The justices appeared to be divided along the court's ideological fault line, with four conservative justices favoring Arizona and four liberals favoring the state law's challengers, leaving Justice Anthony as a possible swing vote.

SCOTUSBLOG.com reported Kennedy focused on whether an appeals court ruling striking down the state law used the correct constitutional analysis. A Huffington Post report also focused on Kennedy, who appeared to be arguing for both sides of the case from the bench.

Justice Antonin Scalia led conservatives in support of the state law.

A decision in the case could shape the national political landscape for some time. Seventeen states have enacted laws requiring the presentation of some type of government-issued photo identification, such as a driver's license, before voting. The Brennan Center for Justice said those 17 states account for 218 of the 270 electoral votes needed to win the presidency.

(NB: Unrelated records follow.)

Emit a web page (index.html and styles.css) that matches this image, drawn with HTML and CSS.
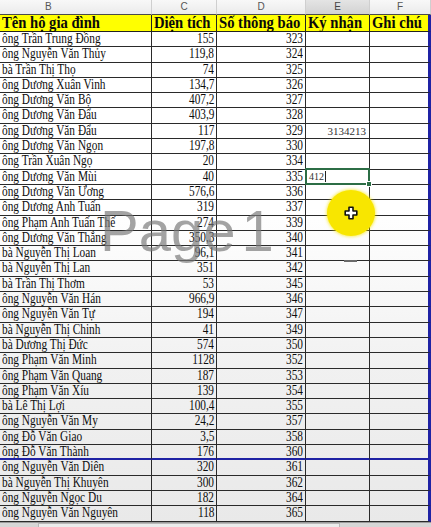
FILE: index.html
```html
<!DOCTYPE html>
<html lang="vi">
<head>
<meta charset="utf-8">
<title>Sổ ký nhận</title>
<link rel="stylesheet" href="styles.css">
</head>
<body>
<div class="sheet">
  <div class="h hb">B</div><div class="h">C</div><div class="h">D</div><div class="h sel">E</div><div class="h">F</div>

  <div class="y"><span class="s">Tên hộ gia đình</span></div>
  <div class="y"><span class="s">Diện tích</span></div>
  <div class="y"><span class="s">Số thông báo</span></div>
  <div class="y"><span class="s">Ký nhận</span></div>
  <div class="y f"><span class="s">Ghi chú</span></div>

  <div class="c"><span class="s">ông Trần Trung Đồng</span></div><div class="c r"><span class="s">155</span></div><div class="c r"><span class="s">323</span></div><div class="c"></div><div class="c f"></div>
  <div class="c"><span class="s">ông Nguyễn Văn Thủy</span></div><div class="c r"><span class="s">119,8</span></div><div class="c r"><span class="s">324</span></div><div class="c"></div><div class="c f"></div>
  <div class="c"><span class="s">bà Trần Thị Thọ</span></div><div class="c r"><span class="s">74</span></div><div class="c r"><span class="s">325</span></div><div class="c"></div><div class="c f"></div>
  <div class="c"><span class="s">ông Dương Xuân Vinh</span></div><div class="c r"><span class="s">134,7</span></div><div class="c r"><span class="s">326</span></div><div class="c"></div><div class="c f"></div>
  <div class="c"><span class="s">ông Dương Văn Bộ</span></div><div class="c r"><span class="s">407,2</span></div><div class="c r"><span class="s">327</span></div><div class="c"></div><div class="c f"></div>
  <div class="c"><span class="s">ông Dương Văn Đẩu</span></div><div class="c r"><span class="s">403,9</span></div><div class="c r"><span class="s">328</span></div><div class="c"></div><div class="c f"></div>
  <div class="c"><span class="s">ông Dương Văn Đẩu</span></div><div class="c r"><span class="s">117</span></div><div class="c r"><span class="s">329</span></div><div class="c r"><span class="sm">3134213</span></div><div class="c f"></div>
  <div class="c"><span class="s">ông Dương Văn Ngọn</span></div><div class="c r"><span class="s">197,8</span></div><div class="c r"><span class="s">330</span></div><div class="c"></div><div class="c f"></div>
  <div class="c"><span class="s">ông Trần Xuân Ngọ</span></div><div class="c r"><span class="s">20</span></div><div class="c r"><span class="s">334</span></div><div class="c"></div><div class="c f"></div>
  <div class="c"><span class="s">ông Dương Văn Mùi</span></div><div class="c r"><span class="s">40</span></div><div class="c r"><span class="s">335</span></div><div class="c edit"><span class="typed">412</span><span class="caret"></span><span class="selbox"></span></div><div class="c f"></div>
  <div class="c"><span class="s">ông Dương Văn Ương</span></div><div class="c r"><span class="s">576,6</span></div><div class="c r"><span class="s">336</span></div><div class="c"></div><div class="c f"></div>
  <div class="c"><span class="s">ông Dương Anh Tuấn</span></div><div class="c r"><span class="s">319</span></div><div class="c r"><span class="s">337</span></div><div class="c"></div><div class="c f"></div>
  <div class="c"><span class="s">ông Phạm Anh Tuấn Thế</span></div><div class="c r"><span class="s">274</span></div><div class="c r"><span class="s">339</span></div><div class="c"></div><div class="c f"></div>
  <div class="c"><span class="s">ông Dương Văn Thắng</span></div><div class="c r"><span class="s">350,3</span></div><div class="c r"><span class="s">340</span></div><div class="c"></div><div class="c f"></div>
  <div class="c"><span class="s">bà Nguyễn Thị Loan</span></div><div class="c r"><span class="s">96,1</span></div><div class="c r"><span class="s">341</span></div><div class="c"></div><div class="c f"></div>
  <div class="c"><span class="s">bà Nguyễn Thị Lan</span></div><div class="c r"><span class="s">351</span></div><div class="c r"><span class="s">342</span></div><div class="c"></div><div class="c f"></div>
  <div class="c"><span class="s">bà Trần Thị Thơm</span></div><div class="c r"><span class="s">53</span></div><div class="c r"><span class="s">345</span></div><div class="c"></div><div class="c f"></div>
  <div class="c"><span class="s">ông Nguyễn Văn Hán</span></div><div class="c r"><span class="s">966,9</span></div><div class="c r"><span class="s">346</span></div><div class="c"></div><div class="c f"></div>
  <div class="c"><span class="s">ông Nguyễn Văn Tự</span></div><div class="c r"><span class="s">194</span></div><div class="c r"><span class="s">347</span></div><div class="c"></div><div class="c f"></div>
  <div class="c"><span class="s">bà Nguyễn Thị Chinh</span></div><div class="c r"><span class="s">41</span></div><div class="c r"><span class="s">349</span></div><div class="c"></div><div class="c f"></div>
  <div class="c"><span class="s">bà Dương Thị Đức</span></div><div class="c r"><span class="s">574</span></div><div class="c r"><span class="s">350</span></div><div class="c"></div><div class="c f"></div>
  <div class="c"><span class="s">ông Phạm Văn Minh</span></div><div class="c r"><span class="s">1128</span></div><div class="c r"><span class="s">352</span></div><div class="c"></div><div class="c f"></div>
  <div class="c"><span class="s">ông Phạm Văn Quang</span></div><div class="c r"><span class="s">187</span></div><div class="c r"><span class="s">353</span></div><div class="c"></div><div class="c f"></div>
  <div class="c"><span class="s">ông Phạm Văn Xíu</span></div><div class="c r"><span class="s">139</span></div><div class="c r"><span class="s">354</span></div><div class="c"></div><div class="c f"></div>
  <div class="c"><span class="s">bà Lê Thị Lợi</span></div><div class="c r"><span class="s">100,4</span></div><div class="c r"><span class="s">355</span></div><div class="c"></div><div class="c f"></div>
  <div class="c"><span class="s">ông Nguyễn Văn My</span></div><div class="c r"><span class="s">24,2</span></div><div class="c r"><span class="s">357</span></div><div class="c"></div><div class="c f"></div>
  <div class="c"><span class="s">ông Đỗ Văn Giao</span></div><div class="c r"><span class="s">3,5</span></div><div class="c r"><span class="s">358</span></div><div class="c"></div><div class="c f"></div>
  <div class="c pb"><span class="s">ông Đỗ Văn Thành</span></div><div class="c r pb"><span class="s">176</span></div><div class="c r pb"><span class="s">360</span></div><div class="c pb"></div><div class="c f pb"></div>
  <div class="c"><span class="s">ông Nguyễn Văn Diên</span></div><div class="c r"><span class="s">320</span></div><div class="c r"><span class="s">361</span></div><div class="c"></div><div class="c f"></div>
  <div class="c"><span class="s">bà Nguyễn Thị Khuyên</span></div><div class="c r"><span class="s">300</span></div><div class="c r"><span class="s">362</span></div><div class="c"></div><div class="c f"></div>
  <div class="c"><span class="s">ông Nguyễn Ngọc Du</span></div><div class="c r"><span class="s">182</span></div><div class="c r"><span class="s">364</span></div><div class="c"></div><div class="c f"></div>
  <div class="c"><span class="s">ông Nguyễn Văn Nguyên</span></div><div class="c r"><span class="s">118</span></div><div class="c r"><span class="s">365</span></div><div class="c"></div><div class="c f"></div>

  <div class="watermark">Page 1</div>
  <div class="spot">
    <svg class="cursor" width="14" height="14" viewBox="0 0 14 14">
      <path d="M5 1.2 H9 V5 H12.8 V9 H9 V12.8 H5 V9 H1.2 V5 H5 Z" fill="#fff" stroke="#111" stroke-width="1.6" stroke-linejoin="round"/>
    </svg>
  </div>
  <div class="dash"></div>
</div>
<div class="bottom"><div class="scroll"></div></div>
</body>
</html>
```

FILE: styles.css
```css
html, body {
  margin: 0;
  padding: 0;
}
body {
  width: 431px;
  height: 527px;
  overflow: hidden;
  background: #dcdcdc;
  font-family: "Liberation Serif", "Times New Roman", serif;
}
.sheet {
  position: relative;
  display: grid;
  grid-template-columns: 152px 65px 89px 64px 61px;
  grid-template-rows: 15px 17px repeat(32, 15.3px);
  background: linear-gradient(#ffffff 0%, #ffffff 40%, #f1f1f1 70%, #e9e9e9 100%);
  overflow: hidden;
}
.h {
  box-sizing: border-box;
  background: linear-gradient(#f8f8f8, #ebebeb);
  border-right: 1px solid #cfcfcf;
  border-bottom: 1px solid #4a4a4a;
  font: 10px "Liberation Sans", Arial, sans-serif;
  color: #555;
  text-align: center;
  line-height: 14px;
}
.h.hb {
  text-align: left;
  padding-left: 45px;
}
.h.sel {
  background: linear-gradient(#e4e4e4, #d2d2d2);
  color: #444;
}
.y {
  box-sizing: border-box;
  background: #ffff00;
  border-right: 1px solid #222;
  border-bottom: 1px solid #222;
  font-weight: bold;
  font-size: 17px;
  line-height: 16px;
  padding-left: 2px;
  white-space: nowrap;
  color: #0a0a0a;
}
.y .s {
  transform: scaleX(0.86);
}
.c {
  box-sizing: border-box;
  border-right: 1px solid #2a2a2a;
  border-bottom: 1px solid #2a2a2a;
  font-size: 14px;
  line-height: 14.3px;
  padding-left: 2px;
  white-space: nowrap;
  overflow: hidden;
  color: #0d0d0d;
}
.c.r {
  text-align: right;
  padding-left: 0;
  padding-right: 2px;
}
.s {
  display: inline-block;
  transform: scaleX(0.81);
  transform-origin: left center;
}
.r .s {
  transform-origin: right center;
}
.sm {
  display: inline-block;
  font-size: 11px;
  color: #333;
  padding-right: 1px;
}
.f {
  border-right: 3px solid #1f22a4;
}
.pb {
  border-bottom: 2px solid #1f22a4;
}
.edit {
  position: relative;
  overflow: visible;
  font-size: 10px;
  line-height: 14px;
  color: #333;
}
.typed {
  display: inline-block;
  padding-left: 1px;
}
.caret {
  display: inline-block;
  width: 1px;
  height: 11px;
  background: #222;
  vertical-align: -2px;
  margin-left: 1px;
}
.selbox {
  position: absolute;
  left: -1px;
  top: -2px;
  right: -1px;
  bottom: -1px;
  border: 2px solid #2c6d45;
}
.selbox::after {
  content: "";
  position: absolute;
  right: -4px;
  bottom: -4px;
  width: 4px;
  height: 4px;
  background: #2c6d45;
  border: 1px solid #fff;
}
.watermark {
  position: absolute;
  left: 100px;
  top: 201px;
  font: 58px/60px "Liberation Sans", Arial, sans-serif;
  color: rgba(120, 120, 120, 0.68);
  word-spacing: -10px;
  white-space: nowrap;
  pointer-events: none;
}
.spot {
  position: absolute;
  left: 327px;
  top: 190px;
  width: 48px;
  height: 46px;
  border-radius: 50%;
  background: #f8e600;
  box-shadow: 0 0 3px 1px rgba(248, 230, 0, 0.6);
  display: flex;
  align-items: center;
  justify-content: center;
}
.cursor {
  display: block;
}
.dash {
  position: absolute;
  left: 344px;
  top: 260px;
  width: 13px;
  height: 2px;
  background: #6a6a6a;
}
.bottom {
  height: 6px;
  border-top: 1px solid #9a9a9a;
  background: #d6d6d6;
  display: flex;
}
.scroll {
  margin-left: 38px;
  width: 300px;
  background: #ececec;
  border: 1px solid #b8b8b8;
  border-bottom: none;
}
```
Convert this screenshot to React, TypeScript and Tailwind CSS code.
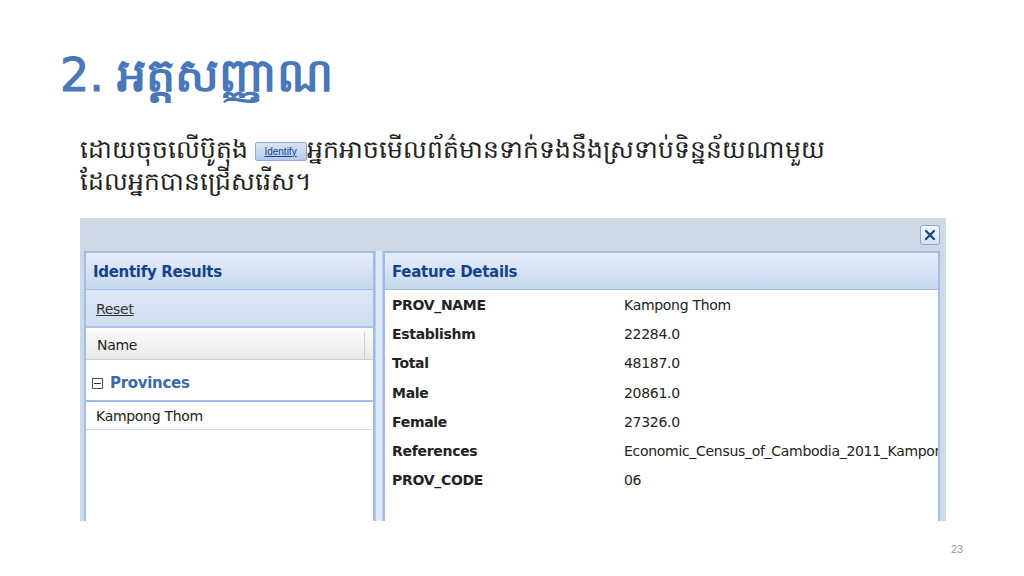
import React from 'react';

const rows = [
  ['PROV_NAME', 'Kampong Thom'],
  ['Establishm', '22284.0'],
  ['Total', '48187.0'],
  ['Male', '20861.0'],
  ['Female', '27326.0'],
  ['References', 'Economic_Census_of_Cambodia_2011_Kampong_Thom'],
  ['PROV_CODE', '06'],
];

function App() {
  return (
    <div className="w-[1024px] h-[576px] bg-white overflow-hidden relative font-['Noto_Sans',sans-serif]">
      {/* title */}
      <div className="pl-[60px] pt-[44px] h-[132px]">
        <h1 className="text-[46px] leading-[58px] text-[#4a77b8] flex items-baseline">
          <span className="font-['DejaVu_Sans',sans-serif] font-normal mr-[13px] [-webkit-text-stroke:1px_#4a77b8]">2.</span>
          <span className="font-bold">អត្តសញ្ញាណ</span>
        </h1>
      </div>

      {/* paragraph */}
      <div className="pl-[80px] text-[25px] leading-[32px] text-[#222]">
        ដោយចុចលើប៊ូតុង{' '}
        <span className="inline-block align-middle w-[52px] h-[19px] leading-[17px] text-center text-[10px] underline text-[#15428b] bg-gradient-to-b from-[#dbe6f5] to-[#b3c9ea] border border-[#8eaad6] rounded-[2px] font-['Liberation_Sans',sans-serif]">
          Identify
        </span>
        អ្នកអាចមើលព័ត៌មានទាក់ទងនឹងស្រទាប់ទិន្នន័យណាមួយ
        <br />
        ដែលអ្នកបានជ្រើសរើស។
      </div>

      {/* window screenshot */}
      <div className="absolute left-[80px] top-[218px] w-[866px] h-[303px] bg-[#ced9e7] flex flex-col overflow-hidden font-['DejaVu_Sans',sans-serif]">
        <div className="h-[33px] flex items-center justify-end pr-[6px] shrink-0">
          <div className="w-[20px] h-[20px] rounded-[3px] border border-[#8aa6cf] bg-gradient-to-b from-[#f4f8fd] to-[#d6e2f2] flex items-center justify-center">
            <svg width="12" height="12" viewBox="0 0 12 12">
              <path d="M2 2 L10 10 M10 2 L2 10" stroke="#15428b" strokeWidth="2.2" strokeLinecap="round" />
            </svg>
          </div>
        </div>
        <div className="flex flex-1 pl-[4px] pr-[6px]">
          {/* left panel */}
          <div className="w-[291px] border-2 border-b-0 border-[#9fbde6] bg-white flex flex-col">
            <div className="h-[37px] shrink-0 bg-gradient-to-b from-[#e6eefa] to-[#c6d7ef] border-b border-[#9fbde6] flex items-center pl-[7px] pt-[2px] text-[15px] font-bold text-[#15428b] tracking-[-0.3px]">
              Identify Results
            </div>
            <div className="h-[38px] shrink-0 bg-gradient-to-b from-[#dde8f6] to-[#d0def1] border-b-2 border-[#a9c4e8] flex items-center pl-[10px] pt-[2px] text-[14px] text-[#333] underline tracking-[-0.3px]">
              Reset
            </div>
            <div className="h-[30px] shrink-0 mt-[2px] bg-gradient-to-b from-[#fbfbfb] to-[#e9e9e9] border-b border-[#d0d0d0] flex items-center pl-[11px] pt-[2px] text-[14px] text-[#222] tracking-[-0.3px]">
              <span className="flex-1">Name</span>
              <span className="w-[9px] h-full border-l border-[#cfcfcf]" />
            </div>
            <div className="h-[42px] shrink-0 border-b-2 border-[#9fbde6] flex items-center pl-[6px] pt-[6px] text-[15px] font-bold text-[#3c6aa8] tracking-[-0.3px]">
              <span className="w-[11px] h-[11px] border border-[#555] mr-[7px] flex items-center justify-center">
                <span className="w-[7px] h-[1px] bg-[#333]" />
              </span>
              Provinces
            </div>
            <div className="h-[28px] shrink-0 border-b border-[#c9dbf2] flex items-center pl-[10px] pt-[2px] text-[14px] text-[#222] tracking-[-0.3px]">
              Kampong Thom
            </div>
            <div className="flex-1" />
          </div>
          {/* splitter */}
          <div className="w-[8px] bg-[#dfe8f6] border-x border-[#b9cde9]" />
          {/* right panel */}
          <div className="flex-1 border-2 border-b-0 border-[#9fbde6] bg-white flex flex-col min-w-0">
            <div className="h-[37px] shrink-0 bg-gradient-to-b from-[#e6eefa] to-[#c6d7ef] border-b border-[#9fbde6] flex items-center pl-[7px] pt-[2px] text-[15px] font-bold text-[#15428b] tracking-[-0.3px]">
              Feature Details
            </div>
            <div className="pt-[1px] overflow-hidden">
              {rows.map(([k, v]) => (
                <div key={k} className="h-[29.2px] flex items-center text-[14px] text-[#222] tracking-[-0.3px] whitespace-nowrap">
                  <span className="w-[239px] shrink-0 pl-[7px] font-bold">{k}</span>
                  <span>{v}</span>
                </div>
              ))}
            </div>
          </div>
        </div>
      </div>

      <div className="absolute left-[951px] top-[541px] text-[11px] text-[#999] font-['Liberation_Sans',sans-serif]">23</div>
    </div>
  );
}

export default App;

The case, Arizona vs. The Inter Tribal Council of Arizona Inc. et al., first reached the U.S. Supreme Court in 2006's Purcell vs. Gonzalez. Though the justices did not reach a resolution, they sent the case back down to the lower courts.

A federal judge refused to issue an injunction against the implementation of the law in the case brought by a coalition of Hispanic, Indian and civil rights groups. However, a federal appellate panel, and then the entire 9th U.S. Circuit Court of Appeals in San Francisco reversed, saying the law violated Article I of the U.S. Constitution and the National Voter Registration Act, which requires states to make it easier to register for federal elections.

Article I says. in part, the "times, places and manner of holding elections for senators and representatives, shall be prescribed in each state by the legislature thereof; but the Congress may at any time by law make or alter such regulations, except as to the places of choosing senators."

Arizona then successfully asked the U.S. Supreme Court for review.